TLDR: Stuff is not exact enough of a reason to hate on steam
As an "undisputed leader in the market, Valve holds to the ability to drive down gaming costs across the board.
They also make insane amounts of money at the expense of consumers and developers/publishers.
Could they do all the things they do at 15-20% commission?Absolutely.
Is Valve a relatively pro-sumer company? Sure.
Does that excuse exorbitant fees? No.
Do other vendors charge similar? Outside of Epic, yes.
30% is an absolutely insane amount of money to charge. That’s why Valve is so impossibly wealthy and powerful.

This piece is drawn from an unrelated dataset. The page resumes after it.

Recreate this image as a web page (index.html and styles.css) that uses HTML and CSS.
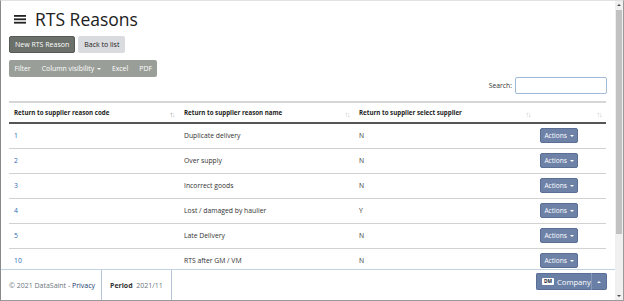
FILE: index.html
```html
<!DOCTYPE html>
<html lang="en">
<head>
<meta charset="utf-8">
<title>RTS Reasons</title>
<link rel="stylesheet" href="styles.css">
</head>
<body>
<div class="frame">
  <div class="viewport">
    <main class="content">
      <h1 class="page-title">
        <svg class="hamburger" width="12" height="9" viewBox="0 0 12 9"><rect x="0" y="0" width="12" height="1.8" fill="#222"/><rect x="0" y="3.4" width="12" height="1.8" fill="#222"/><rect x="0" y="6.8" width="12" height="1.8" fill="#222"/></svg>
        <span>RTS Reasons</span>
      </h1>
      <div class="top-actions">
        <button class="btn btn-dark">New RTS Reason</button>
        <button class="btn btn-light">Back to list</button>
      </div>
      <div class="dt-buttons">
        <button class="btn-grp">Filter</button>
        <button class="btn-grp">Column visibility <span class="caret"></span></button>
        <button class="btn-grp">Excel</button>
        <button class="btn-grp">PDF</button>
      </div>
      <div class="dt-search">
        <label>Search:</label>
        <input type="text" class="search-input">
      </div>
      <table class="data">
        <colgroup>
          <col class="c1"><col class="c2"><col class="c3"><col class="c4">
        </colgroup>
        <thead>
          <tr>
            <th>Return to supplier reason code <span class="sort"><span class="on">↑</span>↓</span></th>
            <th>Return to supplier reason name <span class="sort">↑↓</span></th>
            <th>Return to supplier select supplier <span class="sort">↑↓</span></th>
            <th><span class="sort">↑↓</span></th>
          </tr>
        </thead>
        <tbody>
          <tr><td><a href="#">1</a></td><td>Duplicate delivery</td><td>N</td><td><button class="btn-act">Actions <span class="caret"></span></button></td></tr>
          <tr><td><a href="#">2</a></td><td>Over supply</td><td>N</td><td><button class="btn-act">Actions <span class="caret"></span></button></td></tr>
          <tr><td><a href="#">3</a></td><td>Incorrect goods</td><td>N</td><td><button class="btn-act">Actions <span class="caret"></span></button></td></tr>
          <tr><td><a href="#">4</a></td><td>Lost / damaged by haulier</td><td>Y</td><td><button class="btn-act">Actions <span class="caret"></span></button></td></tr>
          <tr><td><a href="#">5</a></td><td>Late Delivery</td><td>N</td><td><button class="btn-act">Actions <span class="caret"></span></button></td></tr>
          <tr><td><a href="#">10</a></td><td>RTS after GM / VM</td><td>N</td><td><button class="btn-act">Actions <span class="caret"></span></button></td></tr>
        </tbody>
      </table>
    </main>
    <footer class="footer">
      <div class="f-sec f-copy"><span>© 2021 DataSaint - <a href="#">Privacy</a></span></div>
      <div class="f-sec f-period"><span><b>Period</b>&nbsp; 2021/11</span></div>
      <div class="f-spacer"></div>
      <div class="company">
        <button class="company-main"><span class="dm">DM</span>Company</button>
        <button class="company-caret"><span class="caret-up"></span></button>
      </div>
    </footer>
  </div>
  <div class="scrollbar">
    <div class="sb-arrow sb-up"></div>
    <div class="sb-thumb"></div>
    <div class="sb-fill"></div>
    <div class="sb-arrow sb-down"></div>
  </div>
</div>
</body>
</html>
```
FILE: styles.css
```css
* { box-sizing: border-box; }
html, body { margin: 0; padding: 0; overflow: hidden; background: #fff; }
body { font-family: "Open Sans", "Noto Sans", sans-serif; color: #333; }

.frame {
  width: 624px; height: 301px;
  display: flex;
  border-left: 1px solid #8a8a8a;
  border-right: 1px solid #9a9a9a;
  border-bottom: 1px solid #9a9a9a;
  border-top: 1px solid #e2e2e2;
}
.viewport { flex: 1; display: flex; flex-direction: column; min-width: 0; }
.content { flex: 1; overflow: hidden; padding: 8px 8px 0 8px; }

.page-title {
  margin: 0; height: 20px; display: flex; align-items: center;
  font-size: 17.5px; font-weight: 500; line-height: 20px; color: #212121;
}
.hamburger { margin: 1px 9px 0 5px; display: block; }

.top-actions { display: flex; gap: 3px; margin-top: 7px; }
.btn {
  font-family: inherit; font-size: 7px; height: 17px; padding: 0 5px;
  border-radius: 2px; cursor: pointer; line-height: 15px; white-space: nowrap;
}
.btn-dark { background: #6b706b; color: #fff; border: 1px solid #555a55; }
.btn-light { background: #dadbde; color: #222; border: 1px solid #dadbde; }

.dt-buttons { display: inline-flex; margin-top: 7px; background: #9a9e99; border-radius: 2px; height: 17px; }
.btn-grp {
  font-family: inherit; font-size: 6.9px; color: #fff; background: transparent;
  border: 0; padding: 0 5.5px; height: 17px; line-height: 17px; white-space: nowrap;
}
.caret {
  display: inline-block; width: 0; height: 0; vertical-align: 1px;
  border-left: 2.2px solid transparent; border-right: 2.2px solid transparent;
  border-top: 2.4px solid #fff; margin-left: 1px;
}

.dt-search { display: flex; justify-content: flex-end; align-items: center; gap: 3px; height: 17px; }
.dt-search label { font-size: 6.8px; color: #333; }
.search-input { width: 92px; height: 17px; border: 1px solid #9fb9d9; border-radius: 2px; padding: 0; }

.data {
  width: 597px; table-layout: fixed; border-collapse: collapse; margin-top: 7px;
  border-top: 2px solid #d6d6d6; font-size: 6.8px;
}
.data col.c1 { width: 170px; }
.data col.c2 { width: 175px; }
.data col.c3 { width: 181px; }
.data col.c4 { width: 71px; }
.data th {
  text-align: left; font-weight: 700; color: #222; height: 21px; padding: 0 5px;
  border-bottom: 2px solid #555; position: relative; font-size: 6.2px;
}
.sort { position: absolute; right: 5px; top: 6px; color: #c8c8c8; font-weight: 400; font-size: 7.5px; letter-spacing: -1.5px; }
.sort .on { color: #888; }
.data td { padding: 4px 5px 5px; line-height: 15px; vertical-align: top; border-bottom: 1px solid #d2d2d2; height: 25px; color: #333; }
.data td a { color: #2d6bb3; text-decoration: none; }

.btn-act {
  font-family: inherit; font-size: 6.6px; color: #fff; background: #6e82a8;
  border: 1px solid #5b6f95; border-radius: 2px; height: 15px; width: 38px; padding: 0; line-height: 13px;
}

.footer {
  height: 31px; flex: none; display: flex; align-items: stretch;
  border-top: 1px solid #c3d2e2; font-size: 7px; padding-right: 8px;
}
.f-sec { display: flex; align-items: center; padding: 1px 8px 0; border-right: 1px solid #b5c4d6; color: #6c757d; white-space: nowrap; }
.f-copy { width: 101px; }
.f-period { width: 70px; }
.f-copy a { color: #1b3b6f; text-decoration: none; }
.f-period b { color: #333; font-weight: 700; }
.f-spacer { flex: 1; }
.company { display: flex; align-self: flex-start; margin-top: 3px; height: 17px; }
.company-main {
  font-family: inherit; font-size: 7.6px; color: #fff; background: #6a7fa6;
  border: 1px solid #5b6f96; border-right: 0; border-radius: 2px 0 0 2px;
  height: 17px; width: 55px; padding: 0 0 0 5px; display: flex; align-items: center; gap: 3px;
}
.dm { background: #fff; color: #223; font-size: 4.8px; font-weight: 700; padding: 0 2px; line-height: 7px; border-radius: 1px; }
.company-caret {
  background: #6a7fa6; border: 1px solid #5b6f96; border-left: 1px solid #8799bb;
  border-radius: 0 2px 2px 0; width: 16px; height: 17px; padding: 0;
  display: flex; align-items: center; justify-content: center;
}
.caret-up { width: 0; height: 0; border-left: 2.2px solid transparent; border-right: 2.2px solid transparent; border-bottom: 2.4px solid #fff; }

.scrollbar { width: 8px; flex: none; background: #f0f0f0; display: flex; flex-direction: column; align-items: center; }
.sb-arrow { height: 9px; width: 100%; position: relative; }
.sb-up::after, .sb-down::after { content: ""; position: absolute; left: 2px; width: 0; height: 0; border-left: 2px solid transparent; border-right: 2px solid transparent; }
.sb-up::after { top: 3px; border-bottom: 2px solid #505050; }
.sb-down::after { bottom: 3px; border-top: 2px solid #505050; }
.sb-thumb { width: 6px; height: 224px; background: #c1c1c1; }
.sb-fill { flex: 1; }
```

Yeah, I don’t think they realise Steam is itself a product to pay for. Sure, someone could come up with a free game manager, but that’s only a part of Steam’s services. There’s all the licencing, marketing, communities, features, connecting to other platforms, a console mode, remote play, ongoing security, support for external titles, the workshop, great refund policies, all this stuff and Valve doesn’t ask for a sub, pays all the staff involved, and stays on top of it all with premium quality.
No shit they take some off the top. How else could the Steam we love and know exist if they didn’t?
The irony of this lawsuit trying to ruin something gamers cherish.
The part about another platform charging less and they passing the savings on to the consumer… Yea I’ll believe it when I see it. All these “pro consumer” arguments are usually just a masked way to keep more profits.
Now, a middleman keeping 30% or even 20% seems high to me all over so it will be interesting to see it play out.
The part about dlc purchased from competitors being incompatible is definitely anti consumer and should be challenged.
Oh don’t get me wrong, I’m plenty sceptical about the whole ordeal. I just argue mega corps should be audited when there is even a wiff of impropriety.
And I don’t understand the rabid defence of a corp like valve. Just look at the downvotes and the users defending valve. As if it’s their sports team.
And even sports teams move to another city if the money there is better.